— start of Given information —
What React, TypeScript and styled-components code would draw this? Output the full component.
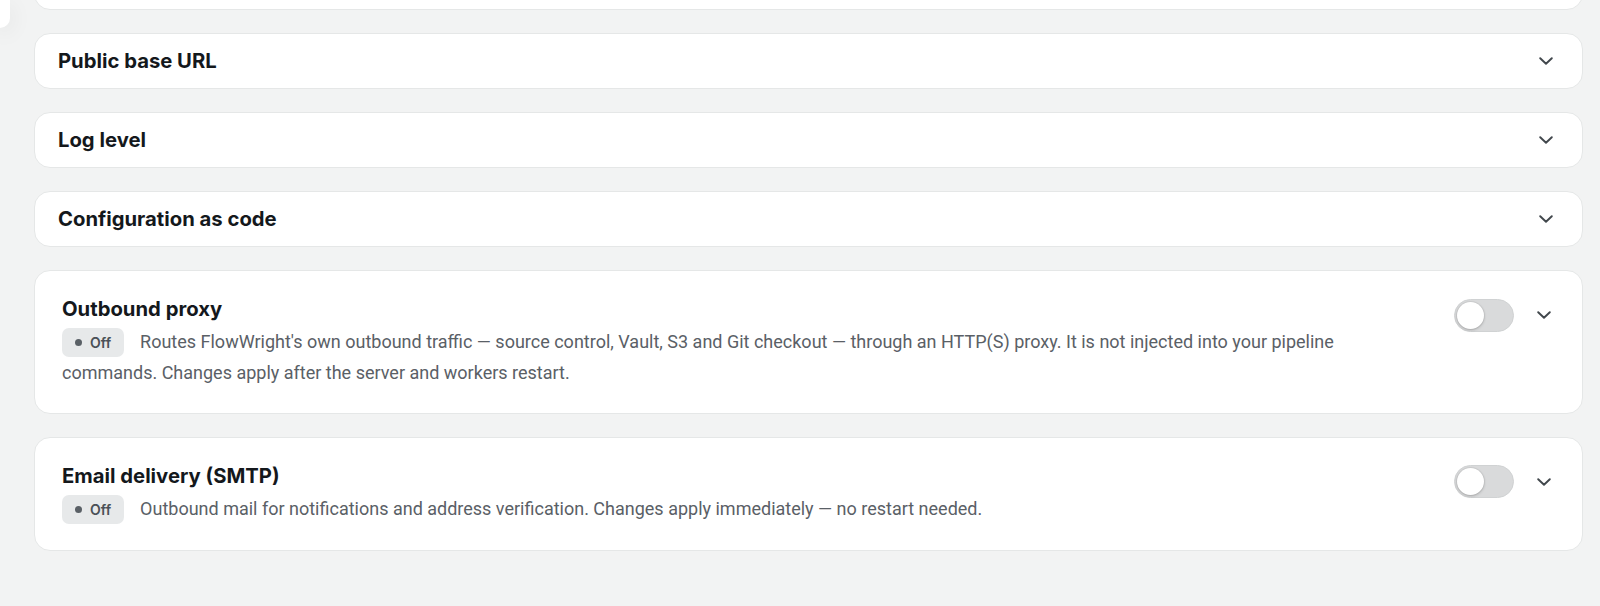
import React, { FC } from "react";
import styled, { createGlobalStyle } from "styled-components";

const GlobalStyle = createGlobalStyle`
  html, body {
    margin: 0;
    padding: 0;
    background: #f2f3f3;
  }

  body {
    font-family: "Roboto", "Liberation Sans", sans-serif;
    -webkit-font-smoothing: antialiased;
  }
`;

interface IToggleSection {
  title: string;
  description: string;
}

const collapsedSections = ["Public base URL", "Log level", "Configuration as code"];

const toggleSections: IToggleSection[] = [
  {
    title: "Outbound proxy",
    description:
      "Routes FlowWright's own outbound traffic — source control, Vault, S3 and Git checkout — through an HTTP(S) proxy. It is not injected into your pipeline commands. Changes apply after the server and workers restart.",
  },
  {
    title: "Email delivery (SMTP)",
    description:
      "Outbound mail for notifications and address verification. Changes apply immediately — no restart needed.",
  },
];

const Chevron: FC = () => (
  <svg width="14" height="8" viewBox="0 0 14 8" fill="none">
    <path d="M1.2 1.2L7 6.8l5.8-5.6" stroke="#41474c" strokeWidth="1.9" strokeLinecap="round" strokeLinejoin="round" />
  </svg>
);

const App: FC = () => {
  return (
    <Page>
      <GlobalStyle />
      <Rail />
      <SettingsList>
        {/* previous section, scrolled mostly out of view */}
        <SectionCard $clipped>
          <CollapsedHeader />
        </SectionCard>

        {collapsedSections.map((title) => (
          <SectionCard key={title}>
            <CollapsedHeader>
              <SectionTitle>{title}</SectionTitle>
              <ChevronButton aria-label="Expand">
                <Chevron />
              </ChevronButton>
            </CollapsedHeader>
          </SectionCard>
        ))}

        {toggleSections.map((section) => (
          <SectionCard key={section.title}>
            <ToggleBody>
              <SectionInfo>
                <SectionTitle>{section.title}</SectionTitle>
                <Description>
                  <StatusBadge>
                    <StatusDot />
                    Off
                  </StatusBadge>
                  {section.description}
                </Description>
              </SectionInfo>
              <SectionActions>
                <Switch role="switch" aria-checked={false}>
                  <SwitchKnob />
                </Switch>
                <ChevronButton $wide aria-label="Expand">
                  <Chevron />
                </ChevronButton>
              </SectionActions>
            </ToggleBody>
          </SectionCard>
        ))}
      </SettingsList>
    </Page>
  );
};

export default App;

const Page = styled.div`
  display: flex;
  align-items: flex-start;
  gap: 24px;
  width: 1600px;
  height: 606px;
  overflow: hidden;
`;

const Rail = styled.aside`
  flex: 0 0 10px;
  height: 28px;
  background: #ffffff;
  border-bottom-right-radius: 12px;
  box-shadow: 0 6px 22px rgba(20, 30, 40, 0.09);
`;

const SettingsList = styled.main`
  display: flex;
  flex-direction: column;
  gap: 23px;
  width: 1549px;
`;

const SectionCard = styled.section<{ $clipped?: boolean }>`
  background: #ffffff;
  border: 1px solid #e5e7e7;
  border-radius: 16px;
  margin-top: ${(p) => (p.$clipped ? "-46px" : "0")};
`;

const CollapsedHeader = styled.div`
  display: flex;
  align-items: center;
  justify-content: space-between;
  height: 54px;
  padding: 0 26px 0 23px;
`;

const SectionTitle = styled.h3`
  margin: 0;
  font-family: "Inter", "Liberation Sans", sans-serif;
  font-size: 20.25px;
  font-weight: 700;
  line-height: 28px;
  color: #14181c;
`;

const ChevronButton = styled.button<{ $wide?: boolean }>`
  display: flex;
  align-items: center;
  justify-content: center;
  width: ${(p) => (p.$wide ? "32px" : "20px")};
  height: 32px;
  padding: 0;
  border: none;
  border-radius: 8px;
  background: transparent;
  cursor: pointer;
`;

const ToggleBody = styled.div`
  display: flex;
  align-items: flex-start;
  gap: 40px;
  padding: 24px 22px 25px 27px;
`;

const SectionInfo = styled.div`
  flex: 1;
  min-width: 0;
`;

const Description = styled.p`
  margin: 4px 0 0;
  font-size: 18px;
  line-height: 30px;
  color: #5a6066;
`;

const StatusBadge = styled.span`
  display: inline-flex;
  align-items: center;
  gap: 8px;
  height: 29px;
  padding: 0 13px;
  margin-right: 16px;
  border-radius: 7px;
  background: #e7e9ea;
  color: #4a5056;
  font-family: "Inter", "Liberation Sans", sans-serif;
  font-size: 14px;
  font-weight: 600;
  line-height: 29px;
  vertical-align: middle;
  position: relative;
  top: -1px;
`;

const StatusDot = styled.span`
  width: 7px;
  height: 7px;
  border-radius: 50%;
  background: #5a6066;
`;

const SectionActions = styled.div`
  display: flex;
  align-items: center;
  gap: 14px;
  height: 40px;
`;

const Switch = styled.button`
  display: flex;
  align-items: center;
  width: 60px;
  height: 33px;
  padding: 0 2px;
  border: 1px solid #d0d2d3;
  border-radius: 17px;
  background: #d9dadb;
  cursor: pointer;
`;

const SwitchKnob = styled.span`
  width: 27px;
  height: 27px;
  border-radius: 50%;
  background: #ffffff;
  box-shadow: 0 1px 3px rgba(0, 0, 0, 0.22), 0 0 0 1px rgba(0, 0, 0, 0.04);
`;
— end of Given information —
**Directions for this task**
Return all of the data exactly as written, and drop the pictures.

**Task response**
What React, TypeScript and styled-components code would draw this? Output the full component.
import React, { FC } from "react";
import styled, { createGlobalStyle } from "styled-components";

const GlobalStyle = createGlobalStyle`
  html, body {
    margin: 0;
    padding: 0;
    background: #f2f3f3;
  }

  body {
    font-family: "Roboto", "Liberation Sans", sans-serif;
    -webkit-font-smoothing: antialiased;
  }
`;

interface IToggleSection {
  title: string;
  description: string;
}

const collapsedSections = ["Public base URL", "Log level", "Configuration as code"];

const toggleSections: IToggleSection[] = [
  {
    title: "Outbound proxy",
    description:
      "Routes FlowWright's own outbound traffic — source control, Vault, S3 and Git checkout — through an HTTP(S) proxy. It is not injected into your pipeline commands. Changes apply after the server and workers restart.",
  },
  {
    title: "Email delivery (SMTP)",
    description:
      "Outbound mail for notifications and address verification. Changes apply immediately — no restart needed.",
  },
];

const Chevron: FC = () => (
  <svg width="14" height="8" viewBox="0 0 14 8" fill="none">
    <path d="M1.2 1.2L7 6.8l5.8-5.6" stroke="#41474c" strokeWidth="1.9" strokeLinecap="round" strokeLinejoin="round" />
  </svg>
);

const App: FC = () => {
  return (
    <Page>
      <GlobalStyle />
      <Rail />
      <SettingsList>
        {/* previous section, scrolled mostly out of view */}
        <SectionCard $clipped>
          <CollapsedHeader />
        </SectionCard>

        {collapsedSections.map((title) => (
          <SectionCard key={title}>
            <CollapsedHeader>
              <SectionTitle>{title}</SectionTitle>
              <ChevronButton aria-label="Expand">
                <Chevron />
              </ChevronButton>
            </CollapsedHeader>
          </SectionCard>
        ))}

        {toggleSections.map((section) => (
          <SectionCard key={section.title}>
            <ToggleBody>
              <SectionInfo>
                <SectionTitle>{section.title}</SectionTitle>
                <Description>
                  <StatusBadge>
                    <StatusDot />
                    Off
                  </StatusBadge>
                  {section.description}
                </Description>
              </SectionInfo>
              <SectionActions>
                <Switch role="switch" aria-checked={false}>
                  <SwitchKnob />
                </Switch>
                <ChevronButton $wide aria-label="Expand">
                  <Chevron />
                </ChevronButton>
              </SectionActions>
            </ToggleBody>
          </SectionCard>
        ))}
      </SettingsList>
    </Page>
  );
};

export default App;

const Page = styled.div`
  display: flex;
  align-items: flex-start;
  gap: 24px;
  width: 1600px;
  height: 606px;
  overflow: hidden;
`;

const Rail = styled.aside`
  flex: 0 0 10px;
  height: 28px;
  background: #ffffff;
  border-bottom-right-radius: 12px;
  box-shadow: 0 6px 22px rgba(20, 30, 40, 0.09);
`;

const SettingsList = styled.main`
  display: flex;
  flex-direction: column;
  gap: 23px;
  width: 1549px;
`;

const SectionCard = styled.section<{ $clipped?: boolean }>`
  background: #ffffff;
  border: 1px solid #e5e7e7;
  border-radius: 16px;
  margin-top: ${(p) => (p.$clipped ? "-46px" : "0")};
`;

const CollapsedHeader = styled.div`
  display: flex;
  align-items: center;
  justify-content: space-between;
  height: 54px;
  padding: 0 26px 0 23px;
`;

const SectionTitle = styled.h3`
  margin: 0;
  font-family: "Inter", "Liberation Sans", sans-serif;
  font-size: 20.25px;
  font-weight: 700;
  line-height: 28px;
  color: #14181c;
`;

const ChevronButton = styled.button<{ $wide?: boolean }>`
  display: flex;
  align-items: center;
  justify-content: center;
  width: ${(p) => (p.$wide ? "32px" : "20px")};
  height: 32px;
  padding: 0;
  border: none;
  border-radius: 8px;
  background: transparent;
  cursor: pointer;
`;

const ToggleBody = styled.div`
  display: flex;
  align-items: flex-start;
  gap: 40px;
  padding: 24px 22px 25px 27px;
`;

const SectionInfo = styled.div`
  flex: 1;
  min-width: 0;
`;

const Description = styled.p`
  margin: 4px 0 0;
  font-size: 18px;
  line-height: 30px;
  color: #5a6066;
`;

const StatusBadge = styled.span`
  display: inline-flex;
  align-items: center;
  gap: 8px;
  height: 29px;
  padding: 0 13px;
  margin-right: 16px;
  border-radius: 7px;
  background: #e7e9ea;
  color: #4a5056;
  font-family: "Inter", "Liberation Sans", sans-serif;
  font-size: 14px;
  font-weight: 600;
  line-height: 29px;
  vertical-align: middle;
  position: relative;
  top: -1px;
`;

const StatusDot = styled.span`
  width: 7px;
  height: 7px;
  border-radius: 50%;
  background: #5a6066;
`;

const SectionActions = styled.div`
  display: flex;
  align-items: center;
  gap: 14px;
  height: 40px;
`;

const Switch = styled.button`
  display: flex;
  align-items: center;
  width: 60px;
  height: 33px;
  padding: 0 2px;
  border: 1px solid #d0d2d3;
  border-radius: 17px;
  background: #d9dadb;
  cursor: pointer;
`;

const SwitchKnob = styled.span`
  width: 27px;
  height: 27px;
  border-radius: 50%;
  background: #ffffff;
  box-shadow: 0 1px 3px rgba(0, 0, 0, 0.22), 0 0 0 1px rgba(0, 0, 0, 0.04);
`;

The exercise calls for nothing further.